No matter what they play, the wondrous thing about high school marching bands is that they sound like they’re performing marching band music more than the actual songs they’re playing — a strange leveling effect that dilutes the tunes, but remains energizing.

Photo courtesy of Jim Bloch.
The blue streaks are created by time-lapse photography as band members march.

As the band marched in unison north or south on the field, their lighted ankles created the illusion of the moving sprockets and tracks of a giant illuminated tank.

The outfit, led by drum majors Audrey Azzinaro, Anna Patsalis and Ash Curie, opened with Pearl Jam’s murky, roiling anthem “Evenflow” from the band’s debut album “10,” released in 1991, with music by guitarist Stone Gossard. You could almost hear vocalist Eddie Veddar wailing under the bleachers: “Freezin’/Rests his head on a pillow made of concrete again/Oh feelin’.”

“Come Out and Play,” Offspring’s 1994 breakthrough hit, came next, its dark lyrics about high school violence washed out under the surging arrangement. The band, which was initially formed in 1986 under a different name, preceded grunge, and the song nods to the genre’s punk rock roots.

“Creep,” Radiohead’s 1993 song from its debut album “Pablo Honey,” captures high school insecurity like no other. “You’re just like an angel/You’re so … special/I wish I was special/But I’m a creep/I’m a weirdo,” mumbled lead singer Thom Yorke.

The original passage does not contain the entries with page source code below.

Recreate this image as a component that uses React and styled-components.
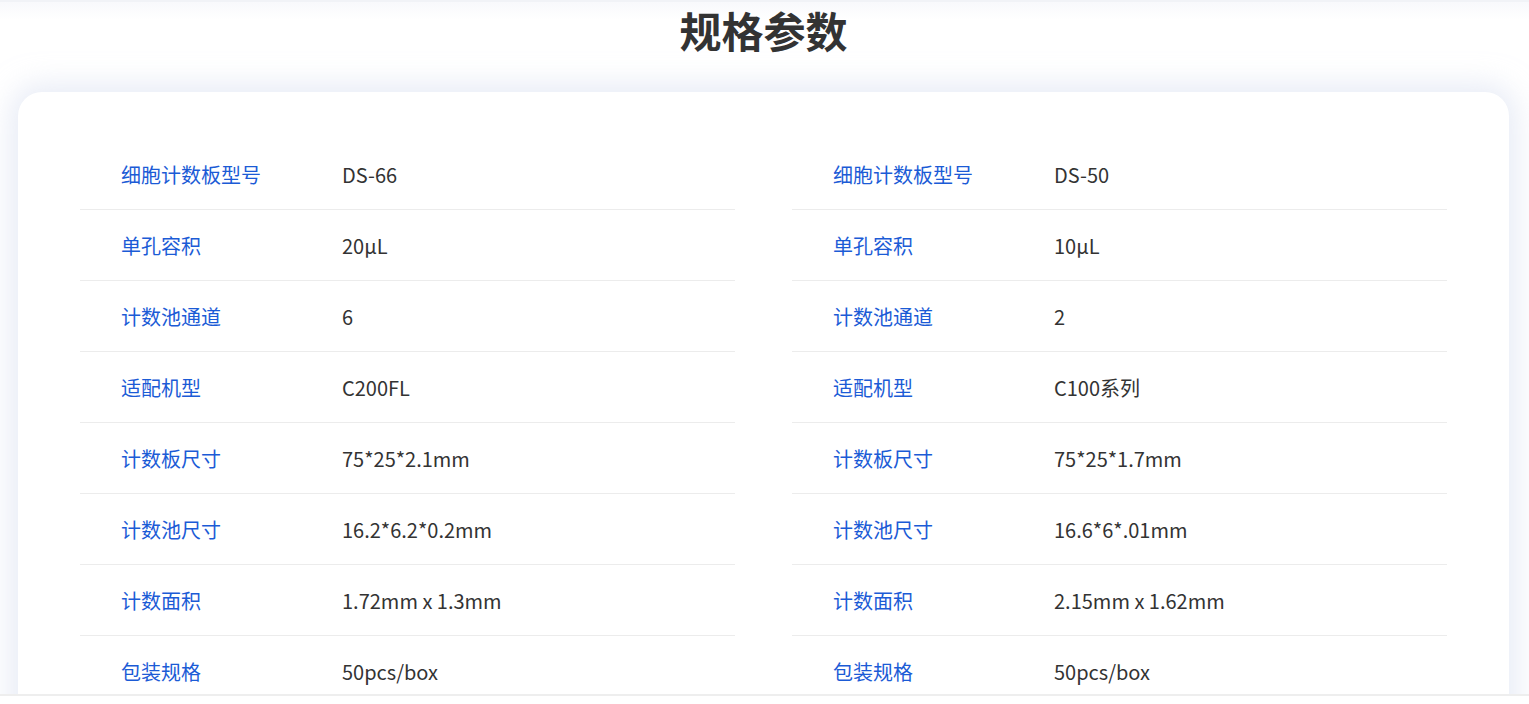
import React from "react";
import styled, { createGlobalStyle } from "styled-components";

const Global = createGlobalStyle`
  html, body {
    margin: 0;
    padding: 0;
    background: #fff;
  }
  body {
    font-family: "Noto Sans CJK SC", "Noto Sans", sans-serif;
    color: #333;
  }
`;

const left = [
  ["细胞计数板型号", "DS-66"],
  ["单孔容积", "20μL"],
  ["计数池通道", "6"],
  ["适配机型", "C200FL"],
  ["计数板尺寸", "75*25*2.1mm"],
  ["计数池尺寸", "16.2*6.2*0.2mm"],
  ["计数面积", "1.72mm x 1.3mm"],
  ["包装规格", "50pcs/box"],
];

const right = [
  ["细胞计数板型号", "DS-50"],
  ["单孔容积", "10μL"],
  ["计数池通道", "2"],
  ["适配机型", "C100系列"],
  ["计数板尺寸", "75*25*1.7mm"],
  ["计数池尺寸", "16.6*6*.01mm"],
  ["计数面积", "2.15mm x 1.62mm"],
  ["包装规格", "50pcs/box"],
];

const Section = styled.section`
  height: 694px;
  overflow: hidden;
  border-top: 2px solid #f1f3f7;
  background: linear-gradient(#f8f9fc, #fff 18px);
  padding: 0 20px 0 18px;
  box-sizing: border-box;
`;

const Title = styled.h2`
  margin: 6px 0 40px;
  text-align: center;
  font-size: 42px;
  line-height: 44px;
  font-weight: 700;
  color: #333;
  letter-spacing: 0;
`;

const Card = styled.div`
  background: #fff;
  border-radius: 24px;
  box-shadow: 0 0 28px 8px rgba(214, 221, 238, 0.55);
  padding: 47px 62px 60px;
  display: grid;
  grid-template-columns: 1fr 1fr;
  column-gap: 57px;
`;

const Table = styled.div`
  display: flex;
  flex-direction: column;
`;

const Row = styled.div`
  display: flex;
  align-items: center;
  height: 70px;
  border-bottom: 1px solid #ececec;
  font-size: 20px;
`;

const Label = styled.span`
  width: 221px;
  padding-left: 41px;
  color: #1b5bd6;
`;

const Value = styled.span`
  color: #333;
`;

const Bottom = styled.div`
  height: 2px;
  background: #eeeeee;
`;

const SpecTable = ({ rows }) => (
  <Table>
    {rows.map(([k, v]) => (
      <Row key={k}>
        <Label>{k}</Label>
        <Value>{v}</Value>
      </Row>
    ))}
  </Table>
);

const App = () => (
  <>
    <Global />
    <Section>
      <Title>规格参数</Title>
      <Card>
        <SpecTable rows={left} />
        <SpecTable rows={right} />
      </Card>
    </Section>
    <Bottom />
  </>
);

export default App;
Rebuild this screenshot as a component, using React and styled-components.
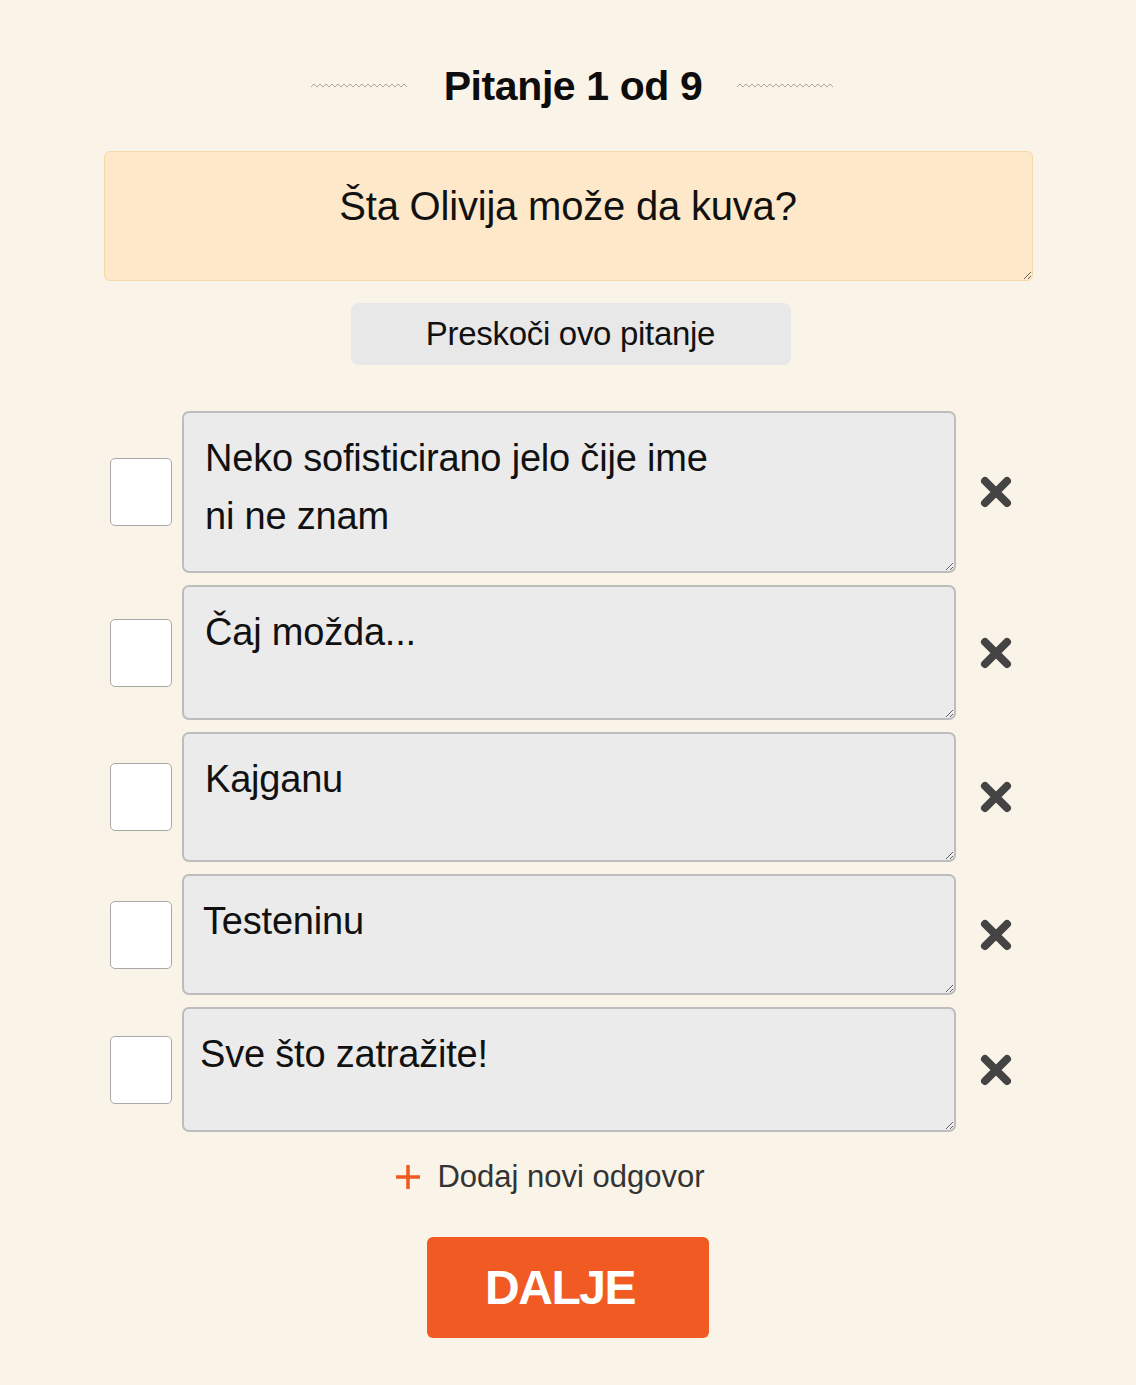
import React from 'react'
import styled, { createGlobalStyle } from 'styled-components'

const GlobalStyle = createGlobalStyle`
  html, body {
    margin: 0;
    background: #faf3e8;
  }
  body {
    font-family: "Liberation Sans", Arial, sans-serif;
    color: #111;
  }
`

const answers = [
  { text: 'Neko sofisticirano jelo čije ime\nni ne znam', height: 162, pad: 21 },
  { text: 'Čaj možda...', height: 135, pad: 21 },
  { text: 'Kajganu', height: 130, pad: 21 },
  { text: 'Testeninu', height: 121, pad: 19 },
  { text: 'Sve što zatražite!', height: 125, pad: 16 },
]

const Wave = () => (
  <svg width="98" height="6" viewBox="0 0 98 6">
    <polyline
      fill="none"
      stroke="#aca79f"
      strokeWidth="1"
      points={Array.from({ length: 33 }, (_, i) => `${i * 3},${i % 2 ? 1 : 4}`).join(' ')}
    />
  </svg>
)

const CloseIcon = () => (
  <svg width="34" height="34" viewBox="0 0 34 34">
    <path d="M6 6 L28 28 M28 6 L6 28" stroke="#444" strokeWidth="8" strokeLinecap="round" />
  </svg>
)

const PlusIcon = () => (
  <svg width="26" height="26" viewBox="0 0 26 26">
    <path d="M13 1 V25 M1 13 H25" stroke="#f05a1e" strokeWidth="3.5" />
  </svg>
)

const App = () => {
  return (
    <Page>
      <GlobalStyle />
      <Header>
        <Wave />
        <Title>Pitanje 1 od 9</Title>
        <Wave />
      </Header>

      <QuestionField readOnly value="Šta Olivija može da kuva?" />

      <SkipButton>Preskoči ovo pitanje</SkipButton>

      <AnswerList>
        {answers.map((a, i) => (
          <AnswerRow key={i}>
            <Check />
            <AnswerField readOnly value={a.text} $h={a.height} $pad={a.pad} />
            <RemoveButton aria-label="Ukloni">
              <CloseIcon />
            </RemoveButton>
          </AnswerRow>
        ))}
      </AnswerList>

      <AddLink>
        <PlusIcon />
        <span>Dodaj novi odgovor</span>
      </AddLink>

      <NextButton>DALJE</NextButton>
    </Page>
  )
}

export default App

const Page = styled.div`
  display: flex;
  flex-direction: column;
  align-items: center;
  padding: 58px 0 47px;
`

const Header = styled.div`
  display: flex;
  align-items: center;
  gap: 35px;
  height: 56px;
  margin-left: 10px;
`

const Title = styled.h1`
  margin: 0;
  font-size: 41px;
  font-weight: 700;
  letter-spacing: -0.4px;
  color: #0d0d0d;
`

const QuestionField = styled.textarea`
  box-sizing: border-box;
  margin-top: 37px;
  width: 929px;
  height: 130px;
  padding: 31px 20px 0;
  background: #fde8c9;
  border: 1px solid #f6d9aa;
  border-radius: 6px;
  font-family: inherit;
  font-size: 40px;
  line-height: 46px;
  letter-spacing: -0.2px;
  text-align: center;
  color: #111;
  outline: none;
`

const SkipButton = styled.button`
  margin-top: 22px;
  margin-left: 5px;
  width: 440px;
  height: 62px;
  background: #e8e8e8;
  border: none;
  border-radius: 8px;
  font-family: inherit;
  font-size: 33px;
  letter-spacing: -0.3px;
  color: #111;
`

const AnswerList = styled.div`
  margin-top: 46px;
  display: flex;
  flex-direction: column;
  gap: 12px;
`

const AnswerRow = styled.div`
  display: grid;
  grid-template-columns: 62px 774px 60px;
  column-gap: 10px;
  align-items: center;
`

const Check = styled.div`
  box-sizing: border-box;
  width: 62px;
  height: 68px;
  background: #fff;
  border: 1.5px solid #a9a9a9;
  border-radius: 5px;
`

const AnswerField = styled.textarea`
  box-sizing: border-box;
  width: 774px;
  height: ${p => p.$h}px;
  padding: 16px 21px 0 ${p => p.$pad}px;
  background: #ebebeb;
  border: 2px solid #bdbdbd;
  border-radius: 7px;
  font-family: inherit;
  font-size: 38px;
  line-height: 58px;
  letter-spacing: -0.2px;
  color: #111;
  outline: none;
`

const RemoveButton = styled.button`
  display: flex;
  justify-content: center;
  align-items: center;
  padding: 0;
  background: none;
  border: none;
`

const AddLink = styled.div`
  margin-top: 27px;
  margin-right: 36px;
  display: flex;
  align-items: center;
  gap: 16px;
  font-size: 31px;
  color: #333;
`

const NextButton = styled.button`
  margin-top: 42px;
  width: 282px;
  height: 101px;
  padding: 0 16px 0 0;
  background: #f15a22;
  border: none;
  border-radius: 6px;
  font-family: inherit;
  font-size: 48px;
  font-weight: 700;
  letter-spacing: -1.5px;
  color: #fff;
`
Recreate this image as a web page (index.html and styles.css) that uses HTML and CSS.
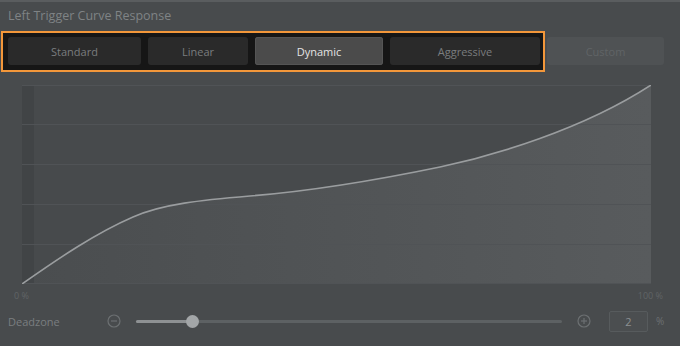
FILE: index.html
```html
<!DOCTYPE html>
<html>
<head>
<meta charset="utf-8">
<link rel="stylesheet" href="styles.css">
</head>
<body>
<div class="panel">
  <div class="title">Left Trigger Curve Response</div>
  <div class="presets">
    <div class="group">
      <button class="btn w-standard">Standard</button>
      <button class="btn w-linear">Linear</button>
      <button class="btn active w-dynamic">Dynamic</button>
      <button class="btn w-aggressive">Aggressive</button>
    </div>
    <button class="btn custom">Custom</button>
  </div>
  <div class="chart">
    <svg width="629" height="199" viewBox="0 0 629 199">
      <defs>
        <linearGradient id="fillg" x1="0" y1="0" x2="1" y2="0">
          <stop offset="0" stop-color="#4a4d4f"/>
          <stop offset="1" stop-color="#585b5d"/>
        </linearGradient>
      </defs>
      <rect x="0" y="0" width="629" height="199" fill="#474a4c"/>
      <path d="M0,199 C37,173 74,148 111,132 C140,119 180,115 228,111 C290,106 360,94 418,82 C470,71 560,45 629,0 L629,199 Z" fill="url(#fillg)"/>
      <rect x="0" y="0" width="12" height="199" fill="#3f4244" opacity="0.7"/>
      <g stroke="#505356" stroke-width="1">
        <line x1="0" y1="0.5" x2="629" y2="0.5"/>
        <line x1="0" y1="39.5" x2="629" y2="39.5"/>
        <line x1="0" y1="79.5" x2="629" y2="79.5"/>
        <line x1="0" y1="119.5" x2="629" y2="119.5"/>
        <line x1="0" y1="159.5" x2="629" y2="159.5"/>
        <line x1="0" y1="198.5" x2="629" y2="198.5"/>
      </g>
      <path d="M0,199 C37,173 74,148 111,132 C140,119 180,115 228,111 C290,106 360,94 418,82 C470,71 560,45 629,0" fill="none" stroke="#9a9d9f" stroke-width="1.6"/>
    </svg>
  </div>
  <div class="axis">
    <span>0 %</span>
    <span>100 %</span>
  </div>
  <div class="deadzone">
    <span class="dz-label">Deadzone</span>
    <svg class="icon" width="14" height="14" viewBox="0 0 14 14">
      <circle cx="7" cy="7" r="6" fill="none" stroke="#6c7072" stroke-width="1.2"/>
      <line x1="4" y1="7" x2="10" y2="7" stroke="#6c7072" stroke-width="1.2"/>
    </svg>
    <div class="slider">
      <div class="track"><div class="filled" style="width:56px"></div></div>
      <div class="thumb" style="left:56px"></div>
    </div>
    <svg class="icon" width="14" height="14" viewBox="0 0 14 14">
      <circle cx="7" cy="7" r="6" fill="none" stroke="#6c7072" stroke-width="1.2"/>
      <line x1="4" y1="7" x2="10" y2="7" stroke="#6c7072" stroke-width="1.2"/>
      <line x1="7" y1="4" x2="7" y2="10" stroke="#6c7072" stroke-width="1.2"/>
    </svg>
    <div class="value">2</div>
    <span class="unit">%</span>
  </div>
</div>
</body>
</html>
```

FILE: styles.css
```css
html, body {
  margin: 0;
  padding: 0;
  background: #484b4d;
  font-family: "Open Sans", "Noto Sans", sans-serif;
}
.panel {
  width: 680px;
  height: 346px;
  border-top: 2px solid #5a5d5f;
  box-sizing: border-box;
}
.title {
  height: 29px;
  line-height: 27px;
  padding-left: 8px;
  font-size: 12.5px;
  color: #7f8385;
}
.presets {
  display: flex;
  align-items: flex-start;
  padding-left: 1px;
}
.group {
  display: flex;
  gap: 7px;
  background: #161616;
  border: 2px solid #f3973a;
  padding: 4px 3px 5px 5px;
}
.btn {
  height: 28px;
  border: none;
  border-radius: 3px;
  background: #2a2a2a;
  color: #7a7d7f;
  font-family: "Open Sans", "Noto Sans", sans-serif;
  font-size: 11px;
  padding: 0;
}
.btn.active {
  background: #4b4b4b;
  color: #e4e4e4;
  box-shadow: inset 0 0 0 1px #555;
}
.w-standard { width: 133px; }
.w-linear { width: 100px; }
.w-dynamic { width: 128px; }
.w-aggressive { width: 150px; }
.btn.custom {
  width: 117px;
  margin-left: 2px;
  margin-top: 6px;
  background: #4f5254;
  color: #606466;
}
.chart {
  margin: 13px 0 0 22px;
  height: 199px;
}
.chart svg { display: block; }
.axis {
  display: flex;
  justify-content: space-between;
  padding: 0 17px 0 14px;
  font-size: 9px;
  color: #606466;
  height: 14px;
  line-height: 24px;
}
.deadzone {
  display: flex;
  align-items: center;
  height: 46px;
  padding-left: 8px;
}
.dz-label {
  width: 99px;
  font-size: 11px;
  color: #7a7e80;
}
.icon { flex: none; }
.slider {
  position: relative;
  width: 426px;
  margin: 0 15px 0 15px;
  height: 14px;
  display: flex;
  align-items: center;
}
.track {
  width: 100%;
  height: 3px;
  border-radius: 2px;
  background: #5d6163;
}
.filled {
  height: 3px;
  border-radius: 2px;
  background: #8e9193;
}
.thumb {
  position: absolute;
  top: 1px;
  width: 13px;
  height: 13px;
  margin-left: -6.5px;
  border-radius: 50%;
  background: #a3a6a8;
}
.value {
  width: 37px;
  height: 19px;
  margin-left: 18px;
  border: 1px solid #575b5d;
  border-radius: 2px;
  background: #4b4e50;
  color: #8d9092;
  font-size: 11px;
  text-align: center;
  line-height: 19px;
}
.unit {
  margin-left: 8px;
  font-size: 10px;
  color: #6c7072;
}
```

Not exactly grunge, but one with the era.

The Saints closed with 1991’s “Smells Like Teen Spirit,” the most famous grunge song by its most famous band, Nirvana.

Kurt Cobain, the band’s tragic lead vocalist, sang, “With the lights out, it’s less dangerous/Here we are now, entertain us.”

Even without vocals, that’s just what the Saints did.

And then the rain returned.

Jim Bloch is a freelance writer based in St. Clair, Michigan. Contact him at bloch.jim@gmail.com.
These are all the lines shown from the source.